For each registered technique, this class provides a few useful capabilities. First, it creates a property that returns the current instance of the class that implements the technique to make it easy to edit/modify properties. Second, it provides a {technique}_estimate method which can be used to apply the technique to specific or all image/target pairs. These _estimate methods also handle collecting and storing the data from the initialized objects as well as providing the appropriate data to the objects. Finally, for each registered technique this class provides the opportunity to pass either a pre-initialized instance of the object as a key word argument (using {technique}=instance) or the keyword arguments to use to initialize the instance (using {technique}_kwargs=dict) as part of the __init__ method for this class.

This class also provides a simple method for automatically determining which RelNav technique to use based on the expected apparent diameter of a target in the image, as well as the type of the shape representing the target in the scene. This method, auto_estimate() is generally sufficient for use for most missions that are doing typical RelNav type work and really makes doing RelNav easy.

For most RelNav types, the results will be collected and stored in the center_finding_results, relative_position_results, landmark_results, limb_results and saved_templates, depending on the type of RelNav used (where each type is stored will be described in the class documentation for the technique). In addition, each technique can store more details about what occurred in the fit to the {technique}_details attributes which are lists of lists where the outer list corresponds to the images and the inner lists corresponds to the targets in the scene. Typically these details are stored as dictionaries with detailed key names to indicate what each value means, but they can technically be any python object. The documentation for each technique will describe what is included in the details output.

When initializing this class, most of the initial options can be set using the *_kwargs inputs with dictionaries specifying the keyword arguments and values. Alternatively, you can provide already initialized instances of the objects if you want a little more control or want to use a subclass instead of the registered class itself. You should see the documentation for the registered techniques and the ImageProcessing class for more details about what settings can be specified at initialization.
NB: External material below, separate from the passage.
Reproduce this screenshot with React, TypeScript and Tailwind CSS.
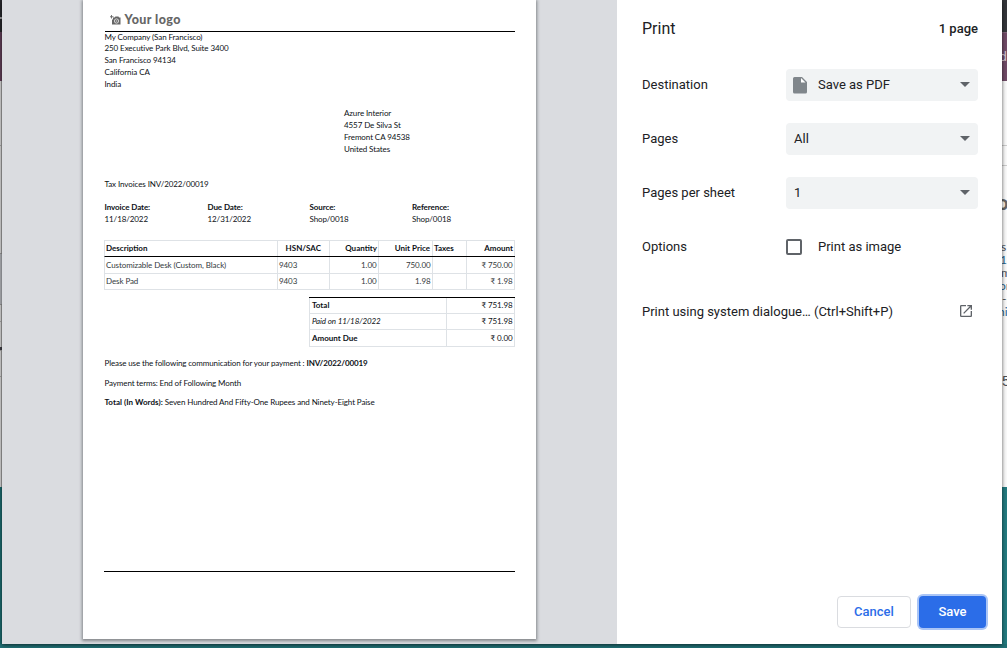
import React from "react";

function Caret() {
  return (
    <svg className="mb-px mr-2 h-[5px] w-[10px]" viewBox="0 0 10 5">
      <path d="M0 0h10L5 5z" fill="#5f6368" />
    </svg>
  );
}

function Select({ children }: { children: React.ReactNode }) {
  return (
    <div className="flex h-8 w-48 items-center justify-between rounded bg-[#f1f3f4] pl-2">
      <div className="flex items-center">{children}</div>
      <Caret />
    </div>
  );
}

function Setting({ label, children }: { label: string; children: React.ReactNode }) {
  return (
    <div className="flex h-[54px] items-center">
      <div className="w-36">{label}</div>
      {children}
    </div>
  );
}

function Lines({ items, className = "" }: { items: string[]; className?: string }) {
  return (
    <div className={className}>
      {items.map((t) => (
        <div key={t} className="h-3 leading-3">{t}</div>
      ))}
    </div>
  );
}

const facts = [
  ["Invoice Date:", "11/18/2022"],
  ["Due Date:", "12/31/2022"],
  ["Source:", "Shop/0018"],
  ["Reference:", "Shop/0018"],
];

const items = [
  ["Customizable Desk (Custom, Black)", "9403", "1.00", "750.00", "", "₹ 750.00"],
  ["Desk Pad", "9403", "1.00", "1.98", "", "₹ 1.98"],
];

const cell = "flex items-center border-r border-[#dee2e6] pl-px pb-px";
const headCell = "flex items-center border-r border-[#dee2e6] pl-px pb-px";
const grid = "grid grid-cols-[173px_52px_49px_54px_34px_48px] border-l border-[#dee2e6]";

function Invoice() {
  return (
    <div className="flex h-[639px] w-[453px] flex-col whitespace-nowrap bg-white pl-[21px] pr-[21px] font-['Lato',sans-serif] text-[8px] tracking-[-0.09px] text-[#0d1116] shadow-[0_1px_3px_1px_rgba(60,64,67,0.55)]">
      <div className="ml-[0.5px] flex h-[32px] items-center border-b border-black pl-[5px] pt-[8px]">
        <svg className="h-[10px] w-[11px]" viewBox="0 0 22 20" fill="none">
          <path d="M6 5h3l2-2h6l1 2h3v14H4V9h2z" fill="#666" />
          <circle cx="13" cy="12" r="4.3" stroke="white" strokeWidth="1.4" />
          <circle cx="13" cy="12" r="2" fill="#aaa" />
          <path d="M3 0v7M0 3.5h7" stroke="#666" strokeWidth="1.8" />
        </svg>
        <span className="ml-[4px] text-[12.5px] font-black leading-3 tracking-[0.42px] text-[#666]">Your logo</span>
      </div>
      <div className="ml-[0.5px] h-[10px] leading-[11px]">My Company (San Francisco)</div>
      <Lines className="ml-[0.5px]" items={["250 Executive Park Blvd, Suite 3400", "San Francisco 94134", "California CA", "India"]} />
      <Lines className="ml-[240px] mt-[17px]" items={["Azure Interior", "4557 De Silva St", "Fremont CA 94538", "United States"]} />
      <div className="ml-[0.5px] mt-[23px] leading-3">Tax Invoices INV/2022/00019</div>
      <div className="ml-[0.5px] mt-[11px] grid grid-cols-[103px_102px_102.5px_auto]">
        {facts.map(([k, v]) => (
          <div key={k} className="leading-3">
            <div className="font-bold">{k}</div>
            <div>{v}</div>
          </div>
        ))}
      </div>
      <div className={`${grid} mt-[15px] h-[17px] border-b border-b-black border-t font-bold tracking-normal`}>
        <div className={headCell}>Description</div>
        <div className={`${headCell} justify-end pr-[8px]`}>HSN/SAC</div>
        <div className={`${headCell} justify-end pr-px`}>Quantity</div>
        <div className={`${headCell} justify-end pr-[2px]`}>Unit Price</div>
        <div className={headCell}>Taxes</div>
        <div className={`${headCell} justify-end pr-px`}>Amount</div>
      </div>
      {items.map((row, r) => (
        <div key={row[0]} className={`${grid} ${r ? "h-4" : "h-[17px]"} border-b text-[#343a40]`}>
          {row.map((v, i) => (
            <div key={i} className={i > 1 ? `${cell} justify-end pr-[1.5px]` : cell}>{v}</div>
          ))}
        </div>
      ))}
      <div className="ml-[205px] mt-[7px] w-[206px] border-t border-black">
        {[["Total", "₹ 751.98"], ["Paid on 11/18/2022", "₹ 751.98"], ["Amount Due", "₹ 0.00"]].map(([k, v], i) => (
          <div key={k} className="grid h-4 grid-cols-[137px_68px] border-b border-l border-[#dee2e6] last:h-[17px]">
            <div className={i === 1 ? `${cell} italic` : `${cell} font-bold tracking-normal`}><span className="ml-px">{k}</span></div>
            <div className={`${cell} justify-end pr-[1.5px]`}>{v}</div>
          </div>
        ))}
      </div>
      <div className="ml-[0.5px] mt-[10px] leading-3 tracking-[-0.12px]">Please use the following communication for your payment : <b>INV/2022/00019</b></div>
      <div className="ml-[0.5px] mt-[8px] leading-3 tracking-[-0.12px]">Payment terms: End of Following Month</div>
      <div className="ml-[0.5px] mt-[7px] leading-3 tracking-[-0.11px]"><b className="tracking-[0.03px]">Total (In Words):</b> Seven Hundred And Fifty-One Rupees and Ninety-Eight Paise</div>
      <div className="mt-[163px] border-t border-black" />
    </div>
  );
}

function LeftEdge() {
  return (
    <div className="flex h-[644px] w-[2px] shrink-0 flex-col overflow-hidden bg-[#1b6b6f]">
      <div className="h-[32px] bg-[#27282d]"><div className="h-[17px]" /><div className="h-[2px] bg-[#a0a0a4]" /></div>
      <div className="h-[49px] bg-[#613f58]" />
      <div className="h-[64px] border-r border-[#aaa] bg-[#dcdcdc]" />
      <div className="h-[108px] border-r border-t border-[#aaa] bg-[#dcdcdc]" />
      <div className="h-[52px] border-y border-[#999] bg-[#b5b7bc]" />
      <div className="h-[16px] border-r border-[#aaa] bg-[#dcdcdc]" />
      <div className="h-[26px] border-r border-t border-[#aaa] bg-[#dcdcdc]" />
      <div className="h-[3px] bg-[#404048]" />
      <div className="h-[26px] border-r border-t border-[#aaa] bg-[#dcdcdc]" />
      <div className="h-[111px] border-r border-t border-[#aaa] bg-[#dcdcdc]" />
    </div>
  );
}

function RightEdge() {
  return (
    <div className="flex h-[644px] w-[5px] shrink-0 flex-col overflow-hidden whitespace-nowrap bg-[#237b80] font-['Lato',sans-serif] text-[12px] text-[#495057]">
      <div className="h-[32px] shrink-0 bg-[#34363a]" />
      <div className="flex h-[49px] shrink-0 items-center justify-end border-t border-[#81647a] bg-[#714b67] font-['Noto_Sans',sans-serif] text-[13px] text-[#d8ccd5]">d</div>
      <div className="h-[64px] shrink-0 bg-[#fafafa]" />
      <div className="h-[21px] shrink-0 border-y border-[#ccc] bg-[#fafafa]" />
      <div className="h-[321px] shrink-0 bg-[#fafafa]">
        <div className="-ml-[5px] pt-[26px] text-[20px] font-black leading-[20px] text-[#666]">o</div>
        <div className="mt-[28px] leading-[13px]">
          <div className="-ml-px">s</div>
          <div className="-ml-[2px] text-[#28658f]">1</div>
          <div className="-ml-px">m</div>
          <div className="-ml-[3px] text-[#28658f]">or</div>
          <div>--</div>
          <div className="-ml-[4px] text-[#28658f]">ni</div>
        </div>
        <div className="mt-[54px] font-['Liberation_Sans',sans-serif] text-[15px] leading-[18px]">5</div>
      </div>
    </div>
  );
}

export default function App() {
  return (
    <div className="h-[648px] w-[1007px] overflow-hidden bg-[#217176] font-['Roboto',sans-serif] text-[13px] text-[#202124]">
      <div className="flex h-[644px]">
        <LeftEdge />
        <div className="relative z-10 flex w-[1000px] shrink-0 shadow-[0_1px_4px_rgba(0,0,0,0.65)]">
          <div className="w-[615px] overflow-hidden bg-[#dadce0] pl-[81px]">
            <Invoice />
          </div>
          <div className="flex w-[385px] flex-col bg-white pl-px">
            <div className="flex h-[58px] items-center justify-between pl-6 pr-6">
              <h1 className="text-base">Print</h1>
              <span className="font-medium">1 page</span>
            </div>
            <div className="pl-6">
              <Setting label="Destination">
                <Select>
                  <svg className="ml-[-1px] mr-[11px] h-[18px] w-[14px]" viewBox="0 0 14 18">
                    <path d="M1.500 1H9l5 5v10a1.500 1.500 0 0 1-1.500 1.500h-11A1.500 1.500 0 0 1 0 16V2.500A1.500 1.500 0 0 1 1.500 1z" fill="#80868b" />
                    <path d="M8 2v4.500h4.500z" fill="white" />
                  </svg>
                  Save as PDF
                </Select>
              </Setting>
              <Setting label="Pages"><Select>All</Select></Setting>
              <Setting label="Pages per sheet"><Select>1</Select></Setting>
              <Setting label="Options">
                <span className="mr-4 h-4 w-4 rounded-[2px] border-2 border-[#5f6368]" />
                Print as image
              </Setting>
            </div>
            <div className="mt-[16px] flex h-[42px] items-center justify-between pl-6 pr-[28px]">
              <span className="pt-px">Print using system dialogue… (Ctrl+Shift+P)</span>
              <svg className="h-4 w-4" viewBox="0 0 24 24" fill="#5f6368">
                <path d="M19 19H5V5h7V3H5a2 2 0 0 0-2 2v14a2 2 0 0 0 2 2h14c1.100 0 2-.9 2-2v-7h-2v7zM14 3v2h3.590l-9.830 9.830 1.410 1.410L19 6.410V10h2V3h-7z" />
              </svg>
            </div>
            <div className="mb-4 mt-auto flex justify-end gap-2 pr-4 font-medium">
              <button className="h-8 w-[74px] rounded border border-[#dadce0] text-[#2b6de8]">Cancel</button>
              <button className="h-8 w-[67px] rounded bg-[#2b6de8] text-white shadow-[0_0_0_2px_rgba(43,109,232,0.4)]">Save</button>
            </div>
          </div>
        </div>
        <RightEdge />
      </div>
    </div>
  );
}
It is possible to register new techniques to use with this class, which will automatically create many of the benefits just discussed. For details on how to do this, refer to the relnav_class, relnav_estimators, and register() documentation for details.

Parameters
property camera: giant.camera.Camera

The camera instance to perform OpNav on.

This should be an instance of the Camera class or one of its subclasses.

See the Camera class documentation for more details

property image_processing: giant.image_processing.ImageProcessing

The ImageProcessing instance to use when doing image processing on the images

This must be an instance of the ImageProcessing class.

See the ImageProcessing class documentation for more details

property model: giant.camera_models.camera_model.CameraModel

This alias returns the current camera model from the camera attribute.

It is provided for convenience since the camera model is used frequently.

property scene: giant.ray_tracer.scene.Scene

This property stores the scene describing the a priori conditions that the camera observed.

This is used to communicate both where to expect the target in the image, as well as how to render what we think the target should look like for techniques that use cross correlation. For more details see the scene documentation.

property cross_correlation: giant.relative_opnav.estimators.cross_correlation.XCorrCenterFinding

The XCorrCenterFinding instance to use when extracting center finding observables from images using cross-correlation.

This should be an instance of the XCorrCenterFinding class or a subclass.

See the XCorrCenterFinding documentation for more details.

property ellipse_matching: giant.relative_opnav.estimators.ellipse_matching.EllipseMatching

The EllipseMatching instance to use when extracting center finding observables from images using cross-correlation.

This should be an instance of the EllipseMatching class or a subclass.

See the EllipseMatching documentation for more details.

property limb_matching: giant.relative_opnav.estimators.limb_matching.LimbMatching

The LimbMatching instance to use when extracting center finding observables from images using cross-correlation.

This should be an instance of the LimbMatching class or a subclass.

See the LimbMatching documentation for more details.

property moment_algorithm: giant.relative_opnav.estimators.moment_algorithm.MomentAlgorithm

The MomentAlgorithm instance to use when extracting center finding observables from images using cross-correlation.

This should be an instance of the MomentAlgorithm class or a subclass.

See the MomentAlgorithm documentation for more details.

property unresolved: giant.relative_opnav.estimators.unresolved.UnresolvedCenterFinding

The UnresolvedCenterFinding instance to use when extracting center finding observables from images using cross-correlation.

This should be an instance of the UnresolvedCenterFinding class or a subclass.

See the UnresolvedCenterFinding documentation for more details.

Summary of Methods

add_images

This is essentially an alias to the Camera.add_images() method, but it also expands various lists to account for the new number of images.

auto_estimate

This method attempts to automatically determine the best RelNav technique to use for each image/target pair considered out of the most common RelNav techniques, unresolved, ellipse_matching, cross_correlation, and sfn.

cross_correlation_estimate

This method loops applies the cross_correlation technique to image/target pairs.

default_estimator

This method extracts observables from image(s) using the requested worker and stores them according to the types of observables generated by the technique.

ellipse_matching_estimate

This method loops applies the ellipse_matching technique to image/target pairs.

limb_matching_estimate

This method loops applies the limb_matching technique to image/target pairs.

moment_algorithm_estimate

This method loops applies the moment_algorithm technique to image/target pairs.

process_image

This is the default setup for processing an image through a RelNav technique and storing the results for a single image.

register

This class method registers a new RelNav technique with the RelativeOpNav class.

reset_image_processing

This method replaces the existing image processing instance with a new instance using the initial image_processing_kwargs argument passed to the constructor.

unresolved_estimate

This method loops applies the unresolved technique to image/target pairs.

update_image_processing

This method updates the attributes of the image_processing instance.